Jenny is a Fellow of the RSA and of the Academy of the Social Sciences. She has advised local, regional, national and European Government. Jenny led the ESRC/Norface funded UPWEB project which is developing a new concept of welfare bricolage to explore how residents in superdiverse areas address health concerns. Currently she leads the international SEREDA project which aims to understand the incidence and nature of sexual and gender-based violence (SGBV) experienced by women, men and child refugees who have fled conflict in the Levant Region.

Jenny’s interest in the project connects with two decades of qualitative work on migrant health which revealed extensive problems with access.  She relishes the opportunity to explore some of these issues using the unique DoTW dataset.

Lucy Jones/Rita Dayoub (Doctors of the World UK)

Ella Mortlock (University of Birmingham)
Ella is the Development and Communications Manager for the Institute for Research into Superdiversity (IRiS).  Previously Ella has worked as a Project Manager, Alumni Relations Manager and Community and Volunteer Manager for VSO (Voluntary Service Overseas).  Ella manages communications and engagement planning for the project.

Advisory board members

Dr Robert Aldridge (UCL)

Alex Beer (Nuffield Foundation)
Photograph of Alex Beer, member of the advisory boardAlex Beer joined the Nuffield Foundation’s Welfare team in 2016, contributing to the development and management of the grants portfolio. She leads on themes relating to work, family and community, as well as cross-cutting themes on inequality and intergenerational issues. She is delighted to be supporting this grant for the unique knowledge and understanding of a vulnerable population that it will bring and the development of evidence to inform policy and practice to support well-being.

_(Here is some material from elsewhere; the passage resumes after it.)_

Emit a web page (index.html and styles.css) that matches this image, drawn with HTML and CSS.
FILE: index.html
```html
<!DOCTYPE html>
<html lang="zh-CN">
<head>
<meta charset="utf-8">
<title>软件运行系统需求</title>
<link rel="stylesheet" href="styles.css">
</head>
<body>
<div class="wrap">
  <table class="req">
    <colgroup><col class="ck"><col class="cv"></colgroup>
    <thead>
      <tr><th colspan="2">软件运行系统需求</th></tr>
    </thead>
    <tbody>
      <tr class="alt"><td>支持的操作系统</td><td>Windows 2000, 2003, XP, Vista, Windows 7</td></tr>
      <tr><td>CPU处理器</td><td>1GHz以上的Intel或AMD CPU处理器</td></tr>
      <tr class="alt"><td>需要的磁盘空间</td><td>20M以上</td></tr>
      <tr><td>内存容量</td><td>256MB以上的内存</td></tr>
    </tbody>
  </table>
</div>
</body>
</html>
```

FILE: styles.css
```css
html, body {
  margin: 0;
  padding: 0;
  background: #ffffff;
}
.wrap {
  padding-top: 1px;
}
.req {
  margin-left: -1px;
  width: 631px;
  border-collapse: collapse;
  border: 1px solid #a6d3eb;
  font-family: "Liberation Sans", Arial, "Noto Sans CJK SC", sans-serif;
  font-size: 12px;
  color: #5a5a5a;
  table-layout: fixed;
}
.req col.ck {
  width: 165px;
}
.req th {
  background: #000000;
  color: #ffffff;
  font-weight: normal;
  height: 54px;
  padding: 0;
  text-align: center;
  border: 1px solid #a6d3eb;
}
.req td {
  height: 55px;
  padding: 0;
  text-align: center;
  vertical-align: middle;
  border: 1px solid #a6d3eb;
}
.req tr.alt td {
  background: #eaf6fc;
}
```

Prior to joining the Nuffield Foundation Alex was a Senior Economic Adviser at the Department for Work and Pensions with experience of working across UK government including HM Treasury and the Department for Children, Schools and Families. Her analytical and policy experience covers labour market and pensions issues, child poverty and microsimulation modelling, from time in roles that include Head of Strategy and Analysis for the cross-government Child Poverty Unit and Head of DWP’s Model Development Unit.

Hannah Boylan (GLA)

Professor Sin Yi Cheung (Cardiff University)

Dr Lisa Doyle (Refugee Council)

Dr Hiranthi Jayaweera (COMPAS Research Affiliate)
Dr Hiranthi Jayaweera was a Senior Researcher at COMPAS, University of Oxford from 2005 to 2015 and continues to be a Research Affiliate. She has specialised for many years in both quantitative and qualitative research and writing on migrant and ethnic minority health in the UK, including on social determinants of health inequalities among migrants and ethnic minorities. She is the author of the Migration Observatory Briefing on Health of Migrants in the UK: What do we know (2014) which has been widely cited by policy makers and practitioners at local and national levels. Other recent publications include Migrant Integration Policy Index Health Strand: Country report United Kingdom (With Mark Johnson, for IOM, 2017); ‘The health of migrants in the UK: evidence and implications for healthcare’ in Kuehlmeyer, K. et al (eds) Ethical, Legal and Social Aspects of Healthcare for Migrants: Perspectives from the UK and Germany (Routledge, 2019); ‘Access to healthcare for vulnerable migrant women in England: a human security approach’ (Current Sociology, 66 (2), 2018). She has a strong interest in entitlement and access to healthcare and health outcomes of vulnerable migrants which fits in very well with the Vulnerability, Migration and Wellbeing project.